- **DATA EXCERPT**:
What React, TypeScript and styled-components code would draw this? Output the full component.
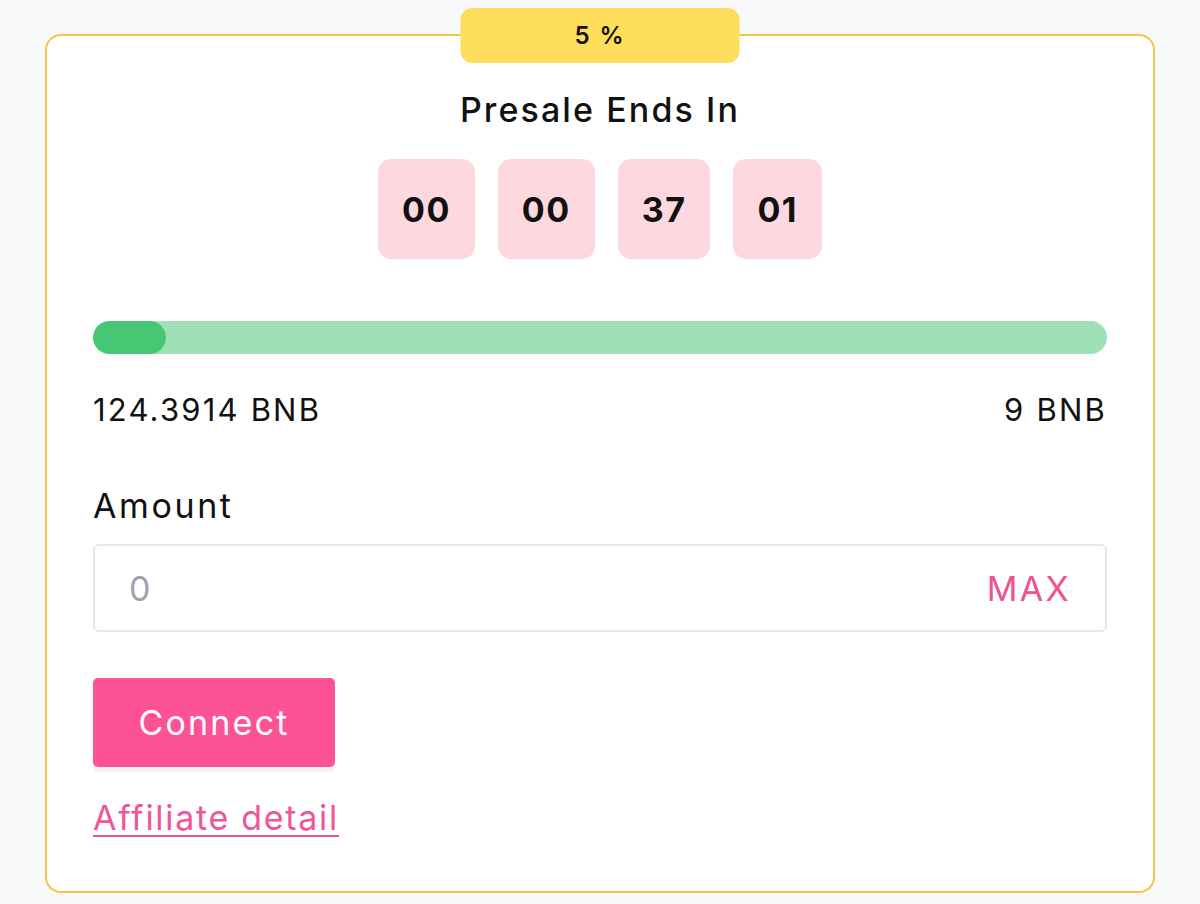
import React from "react";
import styled, { createGlobalStyle } from "styled-components";

const GlobalStyle = createGlobalStyle`
  html, body {
    margin: 0;
    padding: 0;
    background: #f8f9fb;
    font-family: Inter, "Noto Sans", sans-serif;
    color: #111111;
  }
`;

const countdown = ["00", "00", "37", "01"];
const raised = 124.3914;
const goal = 9;
const progress = 7.2;

function App(): JSX.Element {
  return (
    <Page>
      <GlobalStyle />
      <Card>
        <Badge>5 %</Badge>
        <Title>Presale Ends In</Title>
        <Timer>
          {countdown.map((v, i) => (
            <TimeBox key={i}>{v}</TimeBox>
          ))}
        </Timer>
        <Track>
          <Fill style={{ width: `${progress}%` }} />
        </Track>
        <Stats>
          <span>{raised} BNB</span>
          <span>{goal} BNB</span>
        </Stats>
        <Label>Amount</Label>
        <InputWrap>
          <AmountInput placeholder="0" />
          <MaxButton>MAX</MaxButton>
        </InputWrap>
        <ConnectButton>Connect</ConnectButton>
        <AffiliateLink href="#">Affiliate detail</AffiliateLink>
      </Card>
    </Page>
  );
}

const Page = styled.div`
  padding: 34px 45px 11px 45px;
`;

const Card = styled.div`
  position: relative;
  background: #ffffff;
  border: 2px solid #f3c445;
  border-radius: 16px;
  padding: 54px 46px 52px 46px;
  display: flex;
  flex-direction: column;
`;

const Badge = styled.div`
  position: absolute;
  top: -28px;
  left: 50%;
  transform: translateX(-50%);
  width: 279px;
  height: 55px;
  background: #fedd5a;
  border-radius: 12px;
  display: flex;
  align-items: center;
  justify-content: center;
  font-size: 24px;
  font-weight: 600;
  letter-spacing: 2px;
  color: #111111;
`;

const Title = styled.div`
  text-align: center;
  font-size: 34px;
  font-weight: 500;
  line-height: 40px;
  letter-spacing: 2.1px;
`;

const Timer = styled.div`
  display: flex;
  justify-content: center;
  gap: 23px;
  margin-top: 29px;
`;

const TimeBox = styled.div`
  height: 100px;
  padding: 0 24px;
  background: #fdd9df;
  border-radius: 13px;
  display: flex;
  align-items: center;
  justify-content: center;
  font-size: 34px;
  font-weight: 700;
  letter-spacing: 1.5px;
`;

const Track = styled.div`
  margin-top: 62px;
  height: 33px;
  border-radius: 17px;
  background: #9fe0b7;
  overflow: hidden;
`;

const Fill = styled.div`
  height: 100%;
  background: #47c774;
  border-radius: 17px;
`;

const Stats = styled.div`
  display: flex;
  justify-content: space-between;
  margin-top: 36px;
  font-size: 31px;
  line-height: 40px;
  letter-spacing: 2.2px;
`;

const Label = styled.div`
  margin-top: 56px;
  font-size: 34px;
  line-height: 40px;
  letter-spacing: 2.6px;
`;

const InputWrap = styled.div`
  margin-top: 18px;
  height: 88px;
  box-sizing: border-box;
  border: 2px solid #e5e7eb;
  border-radius: 6px;
  display: flex;
  align-items: center;
  padding: 0 34px;
`;

const AmountInput = styled.input`
  flex: 1;
  border: none;
  outline: none;
  background: transparent;
  font-family: inherit;
  font-size: 34px;
  color: #111111;
  padding: 0;
  &::placeholder {
    color: #9ca3af;
  }
`;

const MaxButton = styled.button`
  border: none;
  background: transparent;
  padding: 0;
  font-family: inherit;
  font-size: 34px;
  letter-spacing: 2.3px;
  color: #f0518f;
  cursor: pointer;
`;

const ConnectButton = styled.button`
  margin-top: 46px;
  align-self: flex-start;
  width: 242px;
  height: 89px;
  border: none;
  border-radius: 5px;
  background: #fd5396;
  color: #ffffff;
  font-family: inherit;
  font-size: 34px;
  letter-spacing: 2.2px;
  box-shadow: 0 5px 0 #f1f0f7;
  cursor: pointer;
`;

const AffiliateLink = styled.a`
  margin-top: 30px;
  align-self: flex-start;
  font-size: 34px;
  line-height: 42px;
  letter-spacing: 1.7px;
  color: #f0559a;
  text-decoration: underline;
  text-underline-offset: 5px;
  text-decoration-thickness: 2px;
`;

export default App;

- **TASK TO CARRY OUT**: Each line above is to be copied verbatim. Drop any image from the copy.

- **ANSWER TO THIS PROBLEM**:
What React, TypeScript and styled-components code would draw this? Output the full component.
import React from "react";
import styled, { createGlobalStyle } from "styled-components";

const GlobalStyle = createGlobalStyle`
  html, body {
    margin: 0;
    padding: 0;
    background: #f8f9fb;
    font-family: Inter, "Noto Sans", sans-serif;
    color: #111111;
  }
`;

const countdown = ["00", "00", "37", "01"];
const raised = 124.3914;
const goal = 9;
const progress = 7.2;

function App(): JSX.Element {
  return (
    <Page>
      <GlobalStyle />
      <Card>
        <Badge>5 %</Badge>
        <Title>Presale Ends In</Title>
        <Timer>
          {countdown.map((v, i) => (
            <TimeBox key={i}>{v}</TimeBox>
          ))}
        </Timer>
        <Track>
          <Fill style={{ width: `${progress}%` }} />
        </Track>
        <Stats>
          <span>{raised} BNB</span>
          <span>{goal} BNB</span>
        </Stats>
        <Label>Amount</Label>
        <InputWrap>
          <AmountInput placeholder="0" />
          <MaxButton>MAX</MaxButton>
        </InputWrap>
        <ConnectButton>Connect</ConnectButton>
        <AffiliateLink href="#">Affiliate detail</AffiliateLink>
      </Card>
    </Page>
  );
}

const Page = styled.div`
  padding: 34px 45px 11px 45px;
`;

const Card = styled.div`
  position: relative;
  background: #ffffff;
  border: 2px solid #f3c445;
  border-radius: 16px;
  padding: 54px 46px 52px 46px;
  display: flex;
  flex-direction: column;
`;

const Badge = styled.div`
  position: absolute;
  top: -28px;
  left: 50%;
  transform: translateX(-50%);
  width: 279px;
  height: 55px;
  background: #fedd5a;
  border-radius: 12px;
  display: flex;
  align-items: center;
  justify-content: center;
  font-size: 24px;
  font-weight: 600;
  letter-spacing: 2px;
  color: #111111;
`;

const Title = styled.div`
  text-align: center;
  font-size: 34px;
  font-weight: 500;
  line-height: 40px;
  letter-spacing: 2.1px;
`;

const Timer = styled.div`
  display: flex;
  justify-content: center;
  gap: 23px;
  margin-top: 29px;
`;

const TimeBox = styled.div`
  height: 100px;
  padding: 0 24px;
  background: #fdd9df;
  border-radius: 13px;
  display: flex;
  align-items: center;
  justify-content: center;
  font-size: 34px;
  font-weight: 700;
  letter-spacing: 1.5px;
`;

const Track = styled.div`
  margin-top: 62px;
  height: 33px;
  border-radius: 17px;
  background: #9fe0b7;
  overflow: hidden;
`;

const Fill = styled.div`
  height: 100%;
  background: #47c774;
  border-radius: 17px;
`;

const Stats = styled.div`
  display: flex;
  justify-content: space-between;
  margin-top: 36px;
  font-size: 31px;
  line-height: 40px;
  letter-spacing: 2.2px;
`;

const Label = styled.div`
  margin-top: 56px;
  font-size: 34px;
  line-height: 40px;
  letter-spacing: 2.6px;
`;

const InputWrap = styled.div`
  margin-top: 18px;
  height: 88px;
  box-sizing: border-box;
  border: 2px solid #e5e7eb;
  border-radius: 6px;
  display: flex;
  align-items: center;
  padding: 0 34px;
`;

const AmountInput = styled.input`
  flex: 1;
  border: none;
  outline: none;
  background: transparent;
  font-family: inherit;
  font-size: 34px;
  color: #111111;
  padding: 0;
  &::placeholder {
    color: #9ca3af;
  }
`;

const MaxButton = styled.button`
  border: none;
  background: transparent;
  padding: 0;
  font-family: inherit;
  font-size: 34px;
  letter-spacing: 2.3px;
  color: #f0518f;
  cursor: pointer;
`;

const ConnectButton = styled.button`
  margin-top: 46px;
  align-self: flex-start;
  width: 242px;
  height: 89px;
  border: none;
  border-radius: 5px;
  background: #fd5396;
  color: #ffffff;
  font-family: inherit;
  font-size: 34px;
  letter-spacing: 2.2px;
  box-shadow: 0 5px 0 #f1f0f7;
  cursor: pointer;
`;

const AffiliateLink = styled.a`
  margin-top: 30px;
  align-self: flex-start;
  font-size: 34px;
  line-height: 42px;
  letter-spacing: 1.7px;
  color: #f0559a;
  text-decoration: underline;
  text-underline-offset: 5px;
  text-decoration-thickness: 2px;
`;

export default App;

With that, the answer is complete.